Little did I know I was on a collision course with an apostrophe issue.

When it comes to punctuation errors, few cause as much trouble as the apostrophe. You can hardly blame people for getting irritated with it. Who do you think you are anyway, you preposterous, jumped-up comma? 

Of course, it’s not the apostrophe’s fault that people confuse “its” and “it’s” or get flummoxed with its use when writing plural and possessive words. Misuse of the apostrophe is so prevalent, however, that it’s damn near epidemic.

Today’s apostrophe in question showed up on a menu item. Menus, we all know, are a popular spawning ground for all manner of spelling and punctuation errors. We might wish they weren’t, but, hey, I’m awfully forgiving if the food and service are otherwise excellent.

The shop uses playful names for their food items, and the sandwich that caught my eye (a poached egg, blue cheese, and grape jelly on an English muffin) is called “Finnegan’s Awake.”

Ah, I thought, an allusion to James Joyce’s Finnegans Wake (confession: I’ve read Dubliners and Ullyses, but never Joyce’s most challenging work). The missing apostrophe in the book’s title changes the meaning from a wake for a man named Finnegan to the notion that many Finnegans should wake (or awake, as the sandwich would have it).

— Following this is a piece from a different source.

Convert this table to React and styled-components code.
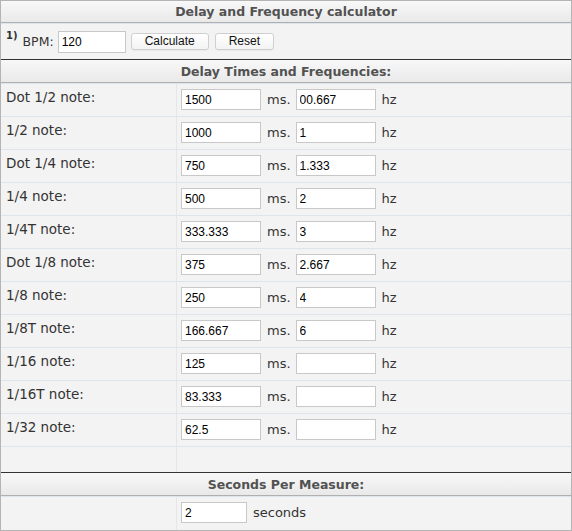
import React from 'react';
import styled, { createGlobalStyle } from 'styled-components';

const GlobalStyle = createGlobalStyle`
  html, body { margin: 0; padding: 0; background: #ffffff; }
  body { font-family: "DejaVu Sans", sans-serif; }
`;

const Panel = styled.div`
  width: 572px;
  height: 531px;
  box-sizing: border-box;
  border: 1px solid #b4b4b4;
  background: #f3f3f3;
  display: flex;
  flex-direction: column;
`;

const Title = styled.div`
  height: 21px;
  border-bottom: 1px solid #b0b0b0;
  background: linear-gradient(#f8f8f8, #e9e9e9);
  display: flex;
  align-items: center;
  justify-content: center;
  font: bold 12.5px "DejaVu Sans", sans-serif;
  color: #525252;
`;

const SectionHeader = styled(Title)`
  height: 22px;
  border-top: 1px solid #333333;
`;

const BpmRow = styled.div`
  height: 35px;
  border-top: 1px solid #dde4ec;
  display: flex;
  align-items: center;
  padding-left: 5px;
  color: #333;
  font-size: 12.5px;
`;

const Sup = styled.span`
  align-self: flex-start;
  margin-top: 6px;
  font: bold 10px "DejaVu Sans", sans-serif;
  line-height: 12px;
  margin-right: 5px;
`;

const Field = styled.input`
  box-sizing: border-box;
  width: ${(p) => p.$w || 80}px;
  height: ${(p) => p.$h || 21}px;
  border: 1px solid #c8c8c8;
  background: #ffffff;
  padding: 0 3px;
  margin: 0;
  font: 12px "Liberation Sans", Arial, sans-serif;
  color: #000;
  outline: none;
  border-radius: 0;
`;

const BpmField = styled(Field)`
  margin-left: 4px;
`;

const Button = styled.button`
  height: 17px;
  margin-left: ${(p) => p.$ml}px;
  padding: 0 13px;
  border: 1px solid #cfcfcf;
  border-radius: 3px;
  background: linear-gradient(#ffffff, #f3f3f3);
  box-shadow: 0 1px 0 rgba(0, 0, 0, 0.04);
  font: 12px "Liberation Sans", Arial, sans-serif;
  color: #111;
  line-height: 15px;
`;

const Row = styled.div`
  display: grid;
  grid-template-columns: 176px 1fr;
  height: ${(p) => p.$h || 32}px;
  border-top: 1px solid #dde4ec;
`;

const Label = styled.div`
  border-right: 1px solid #e3e7eb;
  padding: 5px 5px;
  line-height: 16px;
  font-size: 13.5px;
  color: #333;
`;

const Value = styled.div`
  display: flex;
  align-items: flex-start;
  padding: 5px 4px 0;
`;

const Unit = styled.span`
  font-size: 13px;
  color: #333;
  line-height: 21px;
  margin: 0 5px 0 6px;
`;

const rows = [
  ['Dot 1/2 note:', '1500', '00.667'],
  ['1/2 note:', '1000', '1'],
  ['Dot 1/4 note:', '750', '1.333'],
  ['1/4 note:', '500', '2'],
  ['1/4T note:', '333.333', '3'],
  ['Dot 1/8 note:', '375', '2.667'],
  ['1/8 note:', '250', '4'],
  ['1/8T note:', '166.667', '6'],
  ['1/16 note:', '125', ''],
  ['1/16T note:', '83.333', ''],
  ['1/32 note:', '62.5', ''],
];

export default function App() {
  return (
    <>
      <GlobalStyle />
      <Panel>
        <Title>Delay and Frequency calculator</Title>
        <BpmRow>
          <Sup>1)</Sup>
          <span>BPM:</span>
          <BpmField $w={68} $h={22} defaultValue="120" />
          <Button $ml={5}>Calculate</Button>
          <Button $ml={6}>Reset</Button>
        </BpmRow>
        <SectionHeader>Delay Times and Frequencies:</SectionHeader>
        {rows.map(([label, ms, hz]) => (
          <Row key={label}>
            <Label>{label}</Label>
            <Value>
              <Field defaultValue={ms} />
              <Unit>ms.</Unit>
              <Field defaultValue={hz} />
              <Unit>hz</Unit>
            </Value>
          </Row>
        ))}
        <Row $h={25}>
          <Label />
          <Value />
        </Row>
        <SectionHeader>Seconds Per Measure:</SectionHeader>
        <Row $h={33}>
          <Label />
          <Value>
            <Field $w={66} defaultValue="2" />
            <Unit>seconds</Unit>
          </Value>
        </Row>
      </Panel>
    </>
  );
}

Another misused apostrophe, I thought, all self-congratulatory smugness.

But wait.

Joyce was playing with the title of an Irish, 1850s ballad, “Finnegan’s Wake,” which has more recently been recorded by such bands as The Dubliners and Dropkick Murphys.  The song tells the story of Tim Finnegan, a hard-drinking man who falls from a ladder and bonks his noggin. Thought dead, Finnegan is prepared for burial, but at his wake rambunctious mourners spill whiskey (the “water of life”) on Finnegan, reviving him.

Joyce’s title therefore suggests the rebirth of those fallen.

The proprietors of the restaurant could very well have been referring to the song and not the book. Or they may not have given it that much thought. In any case, I should probably have just moved quickly past it and enjoyed my coffee, sandwich, and book.

But it’s never that easy for editors, is it?